Elsewhere, culture wars have seen government ministers and M.P.s seek to silence charities looking to address atrocities from the U.K.’s colonial past and their own role in the slave trade.

 

Civicus, which monitors democratic trends worldwide, put the U.K. on the same alert as Poland, Hungary, and South Africa in its 2023 State of Civil Society report.

 

According to campaigners, charities can be more effective in tackling such threats by working with other organisations to raise awareness of the importance of democracy. Such partnerships should be with other charities, across sectors and involving politicians from all parties.

 

We look in detail at the latest threats to democracy in the U.K. and what charities can do to tackle them by working in collaboration with each other and others.

 

 

Partnerships needed

 

A report released in August 2023 by campaign groups the Sheila McKechnie Foundation (S.M.F.) and Civil Exchange is calling on charities to develop stronger partnerships to protect democracy in response to cumulative threats over more than a decade to vital elements of our democracy” in the UK.

 

They urge charities to “build alliances within and beyond civil society and work with others to create a shared vision” for tackling threats to democracy”. This should encompass partnerships with a range of political parties too.

 

“It is possible to find common ground across political divides on big issues like integrity, accountability, and transparency,” adds their report, called Defending our democratic space: A Call to action.

 

A focus of these partnerships should be lobbying to encourage all political parties to “step up and commit to policies that will protect those precious aspects of U.K. democracy that enable people, and those who represent them, to have a voice and a say,” said S.M.F. Chief Executive Sue Tibballs.

 

For their report S.M.F. and Civil Exchange interviewed more than 30 charity sector representatives. “If you join up the dots between the various things that are happening, you have what amounts to a very serious threat to democracy itself,” said one respondent.

 

 

Threats to democracy

 

The Police, Crime, Sentencing and Courts Act 2022 gives “extensive and unprecedented new powers” to the police to restrict protests, says S.M.F. and Civil Exchange.

 

The Public Order Act 2023 further empowers police to restrict protests “effectively criminalising certain kinds of peaceful protests”, warn campaigners.

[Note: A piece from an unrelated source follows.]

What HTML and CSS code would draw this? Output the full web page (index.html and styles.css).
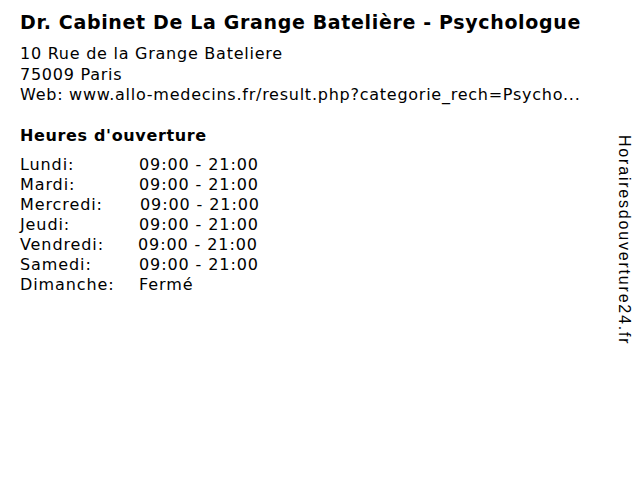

Police can ban named people from participating in demonstrations and enact protest-related stop-and-searches. The U.N. High Commissioner for Human Rights says the law is “deeply troubling”.

 

The Elections Act 2022, introduced voter I.D. despite no evidence of widespread voter fraud. An Electoral Commission study in June 2023 found 14,000 people were denied a vote, with disabled voters and those from minoritised communities disproportionately affected.

 

M.P.s in September 2023 found that it “disenfranchises more electors than it protects”. This Act also gave the government the right to direct elections regulator The Electoral Commission, which had previously been independent.

 

The Transparency of Lobbying, Non-Party Campaigning and Trade Union Administration Act 2014 (commonly known as the Lobbying Act) was introduced to clamp down on secret corporate lobbying but has created a chilling effect for charities, who are left confused as to what they are allowed to campaign on in the run up to an election.

 

A review in 2016 concluded it should be amended to exclude day to day advocacy by charities, but the government has not acted on this recommendation.

 

Since 2016, the government has introduced anti-advocacy, so-called ‘gagging clauses’ to its public service delivery contracts for charities. According to campaigners, “some aspects were subsequently softened after widespread criticism”, but “these still effectively prevent the public sector from funding charities to advise them on policies, a standard practice up to that point”.

 

Complaints made by Conservative M.P.s to the Charity Commission about charities including the National Trust and the Runnymede Trust for highlighting racism and the impact of colonialism have been “ill founded”, according to S.M.F. and Civil Exchange and subsequently rejected by the regulator. 

 

Campaigners are concerned that democratically elected M.P.s in parliament are being side tracked through the UK government limiting debates, most notably on Brexit. This included the proroguing of parliament to limit debate, which in 2019 was judged unlawful by the Supreme Court.